Even though these concepts sound clear, a few myths pop up all the time.

Myth 1: Facts are always neutral

Positive economics aims for objectivity, but choosing what to measure still reflects someone’s priorities. So even facts can have context that’s influenced by human decisions.

Myth 2: Normative economics is less important

A lot of folks think normative economics doesn’t matter because you can’t really “prove” those statements. Not true. Normative economics actually drives every policy conversation—otherwise, no one would ever argue for equality, growth, or climate action.

Read More: Personal Finance Tips: Save and Invest Wisely for Stability

Conclusion

Once you see the difference between positive and normative economics, it changes how you look at every economic discussion. You start catching opinions hiding as facts, and you can judge arguments more clearly. Positive economics hands you the facts. Normative economics tells you what we could—or should—do about them.

Both matter. One shows us what’s happening; the other helps decide where to go next. When you spot this in the news or in a heated debate, everything starts to make more sense. Arguments get clearer, policies feel less confusing, and the whole subject just gets easier to follow.

FAQs

How do economists test positive economic statements?

Economists use data analysis, statistical models, and historical comparisons to test positive statements. They look for patterns, measure outcomes, and check whether predictions match real results.

Can a statement be both positive and normative?

Yes, some statements combine both elements. A statement may start with factual data and then include a judgment about what should be done based on that data.
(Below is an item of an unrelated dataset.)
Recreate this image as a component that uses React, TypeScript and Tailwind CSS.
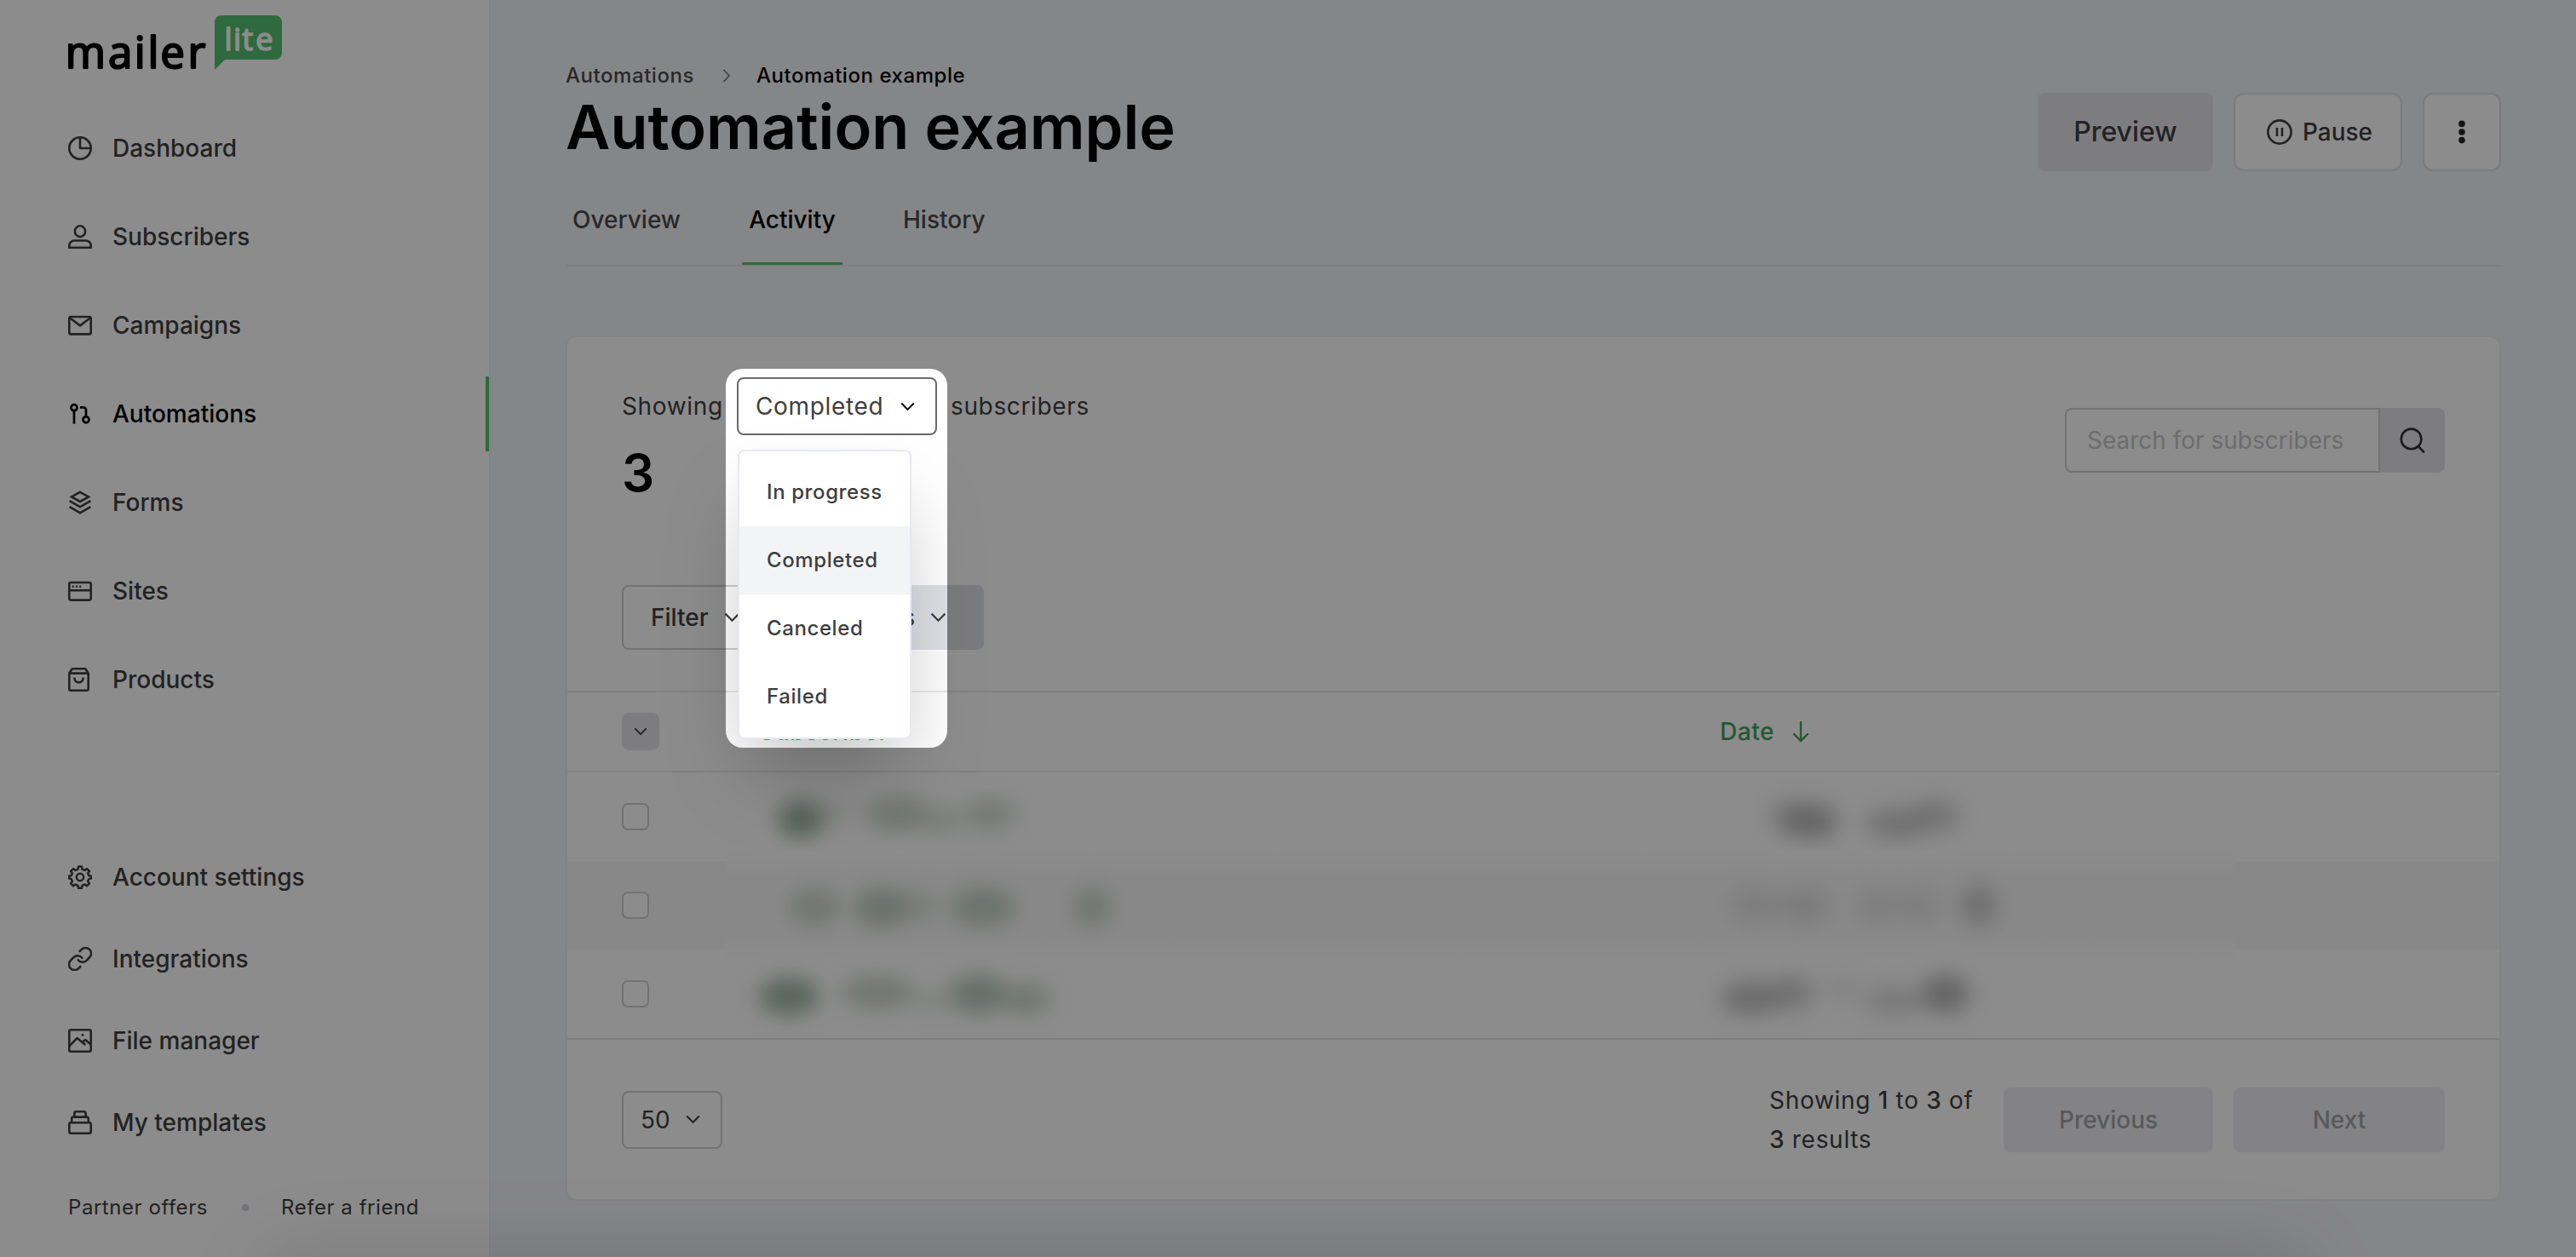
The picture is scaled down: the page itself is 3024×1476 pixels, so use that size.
import React from "react";

type IconProps = { className?: string };

const Svg = ({
  className = "size-7",
  children,
  box = "0 0 28 28",
  width = 2.6,
}: {
  className?: string;
  children: React.ReactNode;
  box?: string;
  width?: number;
}) => (
  <svg
    viewBox={box}
    className={className}
    fill="none"
    stroke="currentColor"
    strokeWidth={width}
    strokeLinejoin="round"
  >
    {children}
  </svg>
);

const DashboardIcon = () => (
  <Svg>
    <circle cx="14" cy="14" r="12.7" />
    <path d="M14 1.3V14H26.7" />
  </Svg>
);

const SubscribersIcon = () => (
  <Svg>
    <ellipse cx="14" cy="7.7" rx="6.1" ry="6.4" />
    <path d="M1.3 26.7v-2.2a6 6 0 0 1 6-6h13.4a6 6 0 0 1 6 6v2.2z" strokeLinejoin="miter" />
  </Svg>
);

const CampaignsIcon = () => (
  <Svg>
    <rect x="1.3" y="4" width="25.4" height="20.4" rx="2" />
    <path d="M2 5.2 14 14.4 26 5.2" />
  </Svg>
);

const AutomationsIcon = () => (
  <Svg width={2.7}>
    <circle cx="7" cy="6.7" r="3.5" />
    <path d="M7 10.2V25.6" />
    <circle cx="21" cy="20.8" r="3.5" />
    <path d="M21 17.3V9.4a3 3 0 0 0-3-3h-4" />
  </Svg>
);

const FormsIcon = () => (
  <Svg>
    <path d="M14 1.8 24 7.4 14 13 4 7.4z" strokeLinejoin="miter" />
    <path d="M1.6 12.2 14 19.2l12.4-7M1.6 19.2 14 26.2l12.4-7" strokeLinejoin="miter" />
  </Svg>
);

const SitesIcon = () => (
  <Svg>
    <rect x="1.3" y="4" width="25.4" height="20.6" rx="2" />
    <path d="M1.3 13.2h25.4" />
    <path d="M4.8 8.8h2M9 8.8h2M13.2 8.8h2" />
  </Svg>
);

const ProductsIcon = () => (
  <Svg>
    <path d="M1.3 6.4v18.3a2 2 0 0 0 2 2h18.4a2 2 0 0 0 2-2V6.4L20.2 1.3H4.8z" />
    <path d="M1.3 6.6h22.4M7.4 11.4v.8a5.1 5.1 0 0 0 10.2 0v-.8" />
  </Svg>
);

const SettingsIcon = () => (
  <Svg width={2.5}>
    <path d="M11.6 4.5 12 1.6h4l.4 2.9 3.2 1.4 2.4-1.8 2.9 2.9-1.8 2.4 1.3 2.8 2.4.4v3l-2.6.6-1.1 2.8 1.8 2.4-2.9 2.9-2.4-1.8-3.2 1.4-.4 2.9h-4l-.4-2.9-3.2-1.4L6 24.3l-2.9-2.9L4.9 19l-1.1-2.8-2.6-.6v-3l2.4-.4 1.3-2.8L3.1 7 6 4.1l2.4 1.8z" />
    <circle cx="14" cy="14" r="4.2" />
  </Svg>
);

const IntegrationsIcon = () => (
  <Svg box="0 0 24 24" width={2.2}>
    <path
      strokeLinecap="round"
      d="M10 13a5.6 5.6 0 0 0 8.4.6l3.1-3.1a5.6 5.6 0 0 0-8-8l-1.8 1.8M14 11a5.6 5.6 0 0 0-8.4-.6l-3.1 3.1a5.6 5.6 0 0 0 8 8l1.8-1.8"
    />
  </Svg>
);

const FileManagerIcon = () => (
  <Svg>
    <rect x="1.3" y="1.3" width="25.4" height="25.4" rx="2" />
    <path d="M2 19.6 10.6 11l9.8 8M16.4 16l3.8-3 6.2 5.2" />
    <circle cx="17" cy="7.4" r="1.4" fill="currentColor" stroke="none" />
  </Svg>
);

const TemplatesIcon = () => (
  <Svg>
    <rect x="1.3" y="14.2" width="25.4" height="12.5" rx="2" />
    <path d="M4.2 14V9.4a1.8 1.8 0 0 1 1.8-1.8h16a1.8 1.8 0 0 1 1.8 1.8V14" />
    <path d="M7.4 7.4V3.1a1.8 1.8 0 0 1 1.8-1.8h9.6a1.8 1.8 0 0 1 1.8 1.8v4.3" />
  </Svg>
);

const Chevron = ({ className = "w-[17px] h-[11px]" }: IconProps) => (
  <svg viewBox="0 0 17 11" className={className} fill="none" stroke="currentColor" strokeWidth="2">
    <path d="M1.2 1.5 8.5 8.9l7.3-7.4" />
  </svg>
);

const navItems = [
  { label: "Dashboard", icon: DashboardIcon },
  { label: "Subscribers", icon: SubscribersIcon },
  { label: "Campaigns", icon: CampaignsIcon },
  { label: "Automations", icon: AutomationsIcon, active: true },
  { label: "Forms", icon: FormsIcon },
  { label: "Sites", icon: SitesIcon },
  { label: "Products", icon: ProductsIcon },
];

const bottomItems = [
  { label: "Account settings", icon: SettingsIcon },
  { label: "Integrations", icon: IntegrationsIcon },
  { label: "File manager", icon: FileManagerIcon },
  { label: "My templates", icon: TemplatesIcon },
];

// Redacted table values: soft ellipses inside a 104px tall cell.
type Blob = { x: number; y: number; rx: number; ry: number; o: number };

const rows: { name: Blob[]; date: Blob[] }[] = [
  {
    name: [
      { x: 48, y: 55, rx: 27, ry: 22, o: 0.95 },
      { x: 90, y: 48, rx: 26, ry: 16, o: 0.15 },
      { x: 162, y: 49, rx: 36, ry: 20, o: 0.48 },
      { x: 214, y: 56, rx: 26, ry: 16, o: 0.32 },
      { x: 270, y: 49, rx: 30, ry: 19, o: 0.4 },
    ],
    date: [
      { x: 78, y: 52, rx: 22, ry: 22, o: 0.35 },
      { x: 106, y: 57, rx: 32, ry: 22, o: 0.7 },
      { x: 206, y: 60, rx: 36, ry: 19, o: 0.5 },
      { x: 252, y: 51, rx: 28, ry: 21, o: 0.45 },
    ],
  },
  {
    name: [
      { x: 64, y: 54, rx: 29, ry: 21, o: 0.45 },
      { x: 142, y: 55, rx: 31, ry: 22, o: 0.58 },
      { x: 184, y: 53, rx: 28, ry: 17, o: 0.28 },
      { x: 262, y: 54, rx: 37, ry: 22, o: 0.55 },
      { x: 390, y: 54, rx: 22, ry: 21, o: 0.48 },
    ],
    date: [
      { x: 40, y: 52, rx: 30, ry: 21, o: 0.22 },
      { x: 98, y: 52, rx: 30, ry: 21, o: 0.26 },
      { x: 184, y: 52, rx: 25, ry: 20, o: 0.2 },
      { x: 232, y: 52, rx: 25, ry: 20, o: 0.22 },
      { x: 303, y: 52, rx: 21, ry: 23, o: 0.52 },
    ],
  },
  {
    name: [
      { x: 34, y: 55, rx: 35, ry: 22, o: 0.9 },
      { x: 138, y: 50, rx: 42, ry: 20, o: 0.48 },
      { x: 204, y: 60, rx: 26, ry: 15, o: 0.2 },
      { x: 256, y: 52, rx: 33, ry: 23, o: 0.66 },
      { x: 312, y: 58, rx: 29, ry: 19, o: 0.48 },
    ],
    date: [
      { x: 36, y: 57, rx: 36, ry: 21, o: 0.6 },
      { x: 84, y: 51, rx: 24, ry: 21, o: 0.5 },
      { x: 142, y: 46, rx: 22, ry: 14, o: 0.18 },
      { x: 204, y: 60, rx: 38, ry: 18, o: 0.35 },
      { x: 264, y: 52, rx: 28, ry: 23, o: 0.75 },
    ],
  },
];

const Redacted = ({ blobs, color }: { blobs: Blob[]; color: string }) => (
  <svg
    viewBox="0 0 480 104"
    className="relative block h-[104px] w-[480px] overflow-visible blur-[12px]"
    fill={color}
  >
    {blobs.map((b) => (
      <ellipse key={b.x} cx={b.x} cy={b.y} rx={b.rx} ry={b.ry} opacity={b.o} />
    ))}
  </svg>
);

const Logo = () => (
  <svg viewBox="0 0 264 80" className="block h-20 w-[264px] overflow-visible">
    <text
      x="-1.2 48.9 79.8 95.6 110.2 142.6"
      y="70"
      fill="#000"
      stroke="#000"
      strokeWidth="2.2"
      strokeLinejoin="round"
      className="font-['Open_Sans'] text-[51px] font-normal"
    >
      mailer
    </text>
    <path d="M182 8h63a8 8 0 0 1 8 8v36a8 8 0 0 1-8 8h-59l-12 12V16a8 8 0 0 1 8-8z" fill="#54c270" />
    <text
      x="185.4 196.1 206.3 222.3"
      y="48.5"
      fill="#fff"
      stroke="#fff"
      strokeWidth="1.6"
      strokeLinejoin="round"
      className="font-['Open_Sans'] text-[36px] font-normal"
    >
      lite
    </text>
  </svg>
);

const Sidebar = () => (
  <aside className="flex w-[574px] shrink-0 flex-col bg-white pt-2.5 text-[#3e3e40]">
    <div className="h-[120px] pl-[78px]">
      <Logo />
    </div>
    <nav className="flex flex-col gap-4">
      {navItems.map(({ label, icon: Icon, active }) => (
        <a
          key={label}
          className={`flex h-[88px] items-center gap-6 pl-20 text-[28px] font-medium ${
            active ? "border-r-4 border-[#54c270] text-black" : ""
          }`}
        >
          <Icon />
          {label}
        </a>
      ))}
    </nav>
    <nav className="mt-[140px] flex flex-col">
      {bottomItems.map(({ label, icon: Icon }) => (
        <a key={label} className="flex h-24 items-center gap-6 pl-20 text-[28px] font-medium">
          <Icon />
          {label}
        </a>
      ))}
    </nav>
    <div className="mt-9 flex items-center pl-20 text-2xl tracking-[0.023em]">
      <span className="w-[204px]">Partner offers</span>
      <span className="mr-[38px] size-2 rounded-full bg-[#cdd0d8]" />
      <span>Refer a friend</span>
    </div>
  </aside>
);

const Header = () => (
  <header>
    <div className="flex h-[206px] items-start justify-between">
      <div>
        <div className="mt-[75px] flex h-[28px] items-center text-2xl font-medium tracking-[0.023em] text-[#4a4a4c]">
          <span className="w-[184px]">Automations</span>
          <svg viewBox="0 0 10 16" className="mr-[30px] h-4 w-2.5" fill="none" stroke="#7d7d80" strokeWidth="1.8">
            <path d="m1.5 1 6.5 7-6.5 7" />
          </svg>
          <span className="text-black">Automation example</span>
        </div>
        <h1 className="text-[72px] leading-[92px] font-semibold text-black">Automation example</h1>
      </div>
      <div className="mt-[109px] flex gap-6 text-[#3e3e40]">
        <button className="h-[92px] w-[206px] rounded-lg bg-[#e4e4e8] text-[32px] font-medium">Preview</button>
        <button className="flex h-[92px] w-[198px] items-center justify-center gap-3 rounded-xl border-2 border-[#e0e1e4] bg-white pl-1 text-[28px] font-medium">
          <svg viewBox="0 0 30 30" className="size-[30px]" fill="none" stroke="currentColor" strokeWidth="2.6">
            <circle cx="15" cy="15" r="13.6" />
            <path d="M12 10v10M18 10v10" />
          </svg>
          Pause
        </button>
        <button className="flex h-[92px] w-[92px] items-center justify-center rounded-xl border-2 border-[#e0e1e4] bg-white">
          <svg viewBox="0 0 8 28" className="h-7 w-2" fill="#26262a">
            <circle cx="4" cy="4.4" r="3.8" />
            <circle cx="4" cy="14" r="3.8" />
            <circle cx="4" cy="23.6" r="3.8" />
          </svg>
        </button>
      </div>
    </div>
    <div className="flex h-[107px] gap-[65px] border-b-2 border-[#e7e9ec] text-[28px] font-medium text-[#4a4a4c]">
      <span className="w-[142px] pl-2 leading-[104px]">Overview</span>
      <span className="h-[105px] w-[118px] border-b-[3px] border-[#54c270] text-center leading-[104px] text-black">
        Activity
      </span>
      <span className="pl-1.5 leading-[104px]">History</span>
    </div>
  </header>
);

const Toolbar = () => (
  <div className="h-[415px] px-16">
    <div className="flex h-[179px] justify-between">
      <div className="pt-[47px]">
        <div className="flex items-center text-[28px] tracking-[0.023em] text-[#3e3e40]">
          <span className="w-[135px]">Showing</span>
          <button className="flex h-[68px] w-[235px] items-center justify-between rounded-lg border-2 border-[#6a6a6c] bg-white pr-6 pl-5 text-black">
            <span className="text-[#3e3e40]">Completed</span>
            <Chevron />
          </button>
          <span className="pl-4">subscribers</span>
        </div>
        <div className="mt-2 text-[60px] leading-[72px] font-semibold text-black">3</div>
      </div>
      <div className="mt-[83px] flex h-[76px]">
        <div className="flex w-[370px] items-center rounded-l-lg border-2 border-[#cfd0d3] pl-6 text-[28px] text-[#c6c6c9]">
          Search for subscribers
        </div>
        <div className="flex w-[76px] items-center justify-center rounded-r-lg bg-[#e4e4e8] text-[#303033]">
          <svg viewBox="0 0 30 30" className="size-[30px]" fill="none" stroke="currentColor" strokeWidth="2.6">
            <circle cx="13.6" cy="13.4" r="11.8" />
            <path d="m21.8 22 6.4 6.6" strokeLinecap="round" />
          </svg>
        </div>
      </div>
    </div>
    <div className="mt-[112px] flex gap-6 text-[28px] font-medium text-[#3e3e40]">
      <button className="flex h-[76px] w-[172px] items-center gap-[18px] rounded-lg border-2 border-[#cfd0d3] pl-8">
        Filter
        <Chevron className="h-3 w-[19px]" />
      </button>
      <button className="flex h-[76px] w-[229px] items-center justify-end gap-[18px] rounded-lg bg-[#e0e1e6] pr-11">
        Actions
        <Chevron className="h-3 w-[19px]" />
      </button>
    </div>
  </div>
);

const Table = () => (
  <div>
    <div className="flex h-24 items-center border-y-2 border-[#e8e9ec] px-16 text-[28px] font-medium tracking-[0.02em] text-[#43a05c]">
      <div className="flex size-11 items-center justify-center rounded-lg bg-[#e4e4e8] text-[#3e3e40]">
        <Chevron className="h-2.5 w-4" />
      </div>
      <span className="ml-[117px] w-[1128px]">Subscriber</span>
      <span>Date</span>
      <svg viewBox="0 0 20 26" className="ml-[21px] h-[26px] w-5" fill="none" stroke="currentColor" strokeWidth="2.4">
        <path d="M10 1v23M1.4 15.4 10 24l8.6-8.6" />
      </svg>
    </div>
    {rows.map((row, i) => (
      <div
        key={i}
        className={`relative flex h-[104px] items-center px-16 ${i === 1 ? "bg-[#f8f8f8]" : ""}`}
      >
        {i === 1 && (
          <div className="absolute -inset-y-3 left-[186px] w-[1772px] bg-[linear-gradient(#fff,#f8f8f8_30px,#f8f8f8_98px,#fff)]" />
        )}
        <div className="size-8 rounded-[7px] border-2 border-[#cfd0d3] bg-white" />
        <div className="ml-[130px] w-[1128px]">
          <Redacted blobs={row.name} color="#97b09b" />
        </div>
        <Redacted blobs={row.date} color="#a2a2a3" />
      </div>
    ))}
  </div>
);

const Pagination = () => (
  <div className="flex h-[189px] items-center justify-between border-t-2 border-[#e2e3e6] px-16 text-[28px]">
    <button className="flex h-[68px] w-[118px] items-center justify-between rounded-lg border-2 border-[#cfd0d3] pr-6 pl-5 text-[#3e3e40]">
      50
      <Chevron />
    </button>
    <div className="flex items-center gap-6">
      <p className="w-[251px] leading-[46px] tracking-[0.025em] text-[#3e3e40]">
        Showing <b className="font-medium">1</b> to <b className="font-medium">3</b> of <b className="font-medium">3</b>{" "}
        results
      </p>
      <button className="h-[76px] w-[246px] rounded-lg bg-[#efeff2] font-medium text-[#a2a2a5]">Previous</button>
      <button className="h-[76px] w-[248px] rounded-lg bg-[#efeff2] font-medium text-[#a2a2a5]">Next</button>
    </div>
  </div>
);

const StatusMenu = () => (
  <div className="absolute top-[528px] left-[866px] h-[340px] w-[204px] rounded-lg border-2 border-[#e8e9f0] bg-white pt-2 text-2xl font-medium tracking-[0.025em] text-[#3e3e40] shadow-[0_50px_100px_-16px_rgba(0,0,0,0.25)]">
    {["In progress", "Completed", "Canceled", "Failed"].map((label) => (
      <div
        key={label}
        className={`flex h-20 items-center pl-8 ${label === "Completed" ? "bg-[#f3f4f6]" : ""}`}
      >
        {label}
      </div>
    ))}
  </div>
);

const App = () => {
  return (
    <div className="relative flex h-[1476px] w-[3024px] overflow-hidden bg-[#f3f4f7] font-['Inter',sans-serif]">
      <Sidebar />
      <main className="flex-1 border-l-2 border-[#eceef1] pr-[88px] pl-[88px]">
        <Header />
        <section className="mt-[81px] h-[1016px] rounded-xl border-2 border-[#eceef1] bg-white">
          <Toolbar />
          <Table />
          <Pagination />
        </section>
      </main>
      <StatusMenu />
      {/* shade rising from the bottom edge */}
      <div className="absolute top-[1496px] left-[330px] h-10 w-[2360px] rounded-full shadow-[0_0_90px_30px_rgba(0,0,0,0.12)]" />
      {/* spotlight around the status filter */}
      <div className="absolute top-[433px] left-[852px] h-[445px] w-[260px] rounded-[20px] shadow-[0_0_0_3000px_rgba(0,0,0,0.45)]" />
    </div>
  );
};

export default App;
Why do people disagree on normative economic issues?

Disagreements happen because normative economics depends on values. People have different beliefs about fairness, equality, and priorities, which lead to different conclusions.

How does positive economics help businesses?

Businesses use it to make smarter moves—studying data, spotting trends, learning what works, and then planning accordingly. It’s the backbone for making decisions that actually pay off.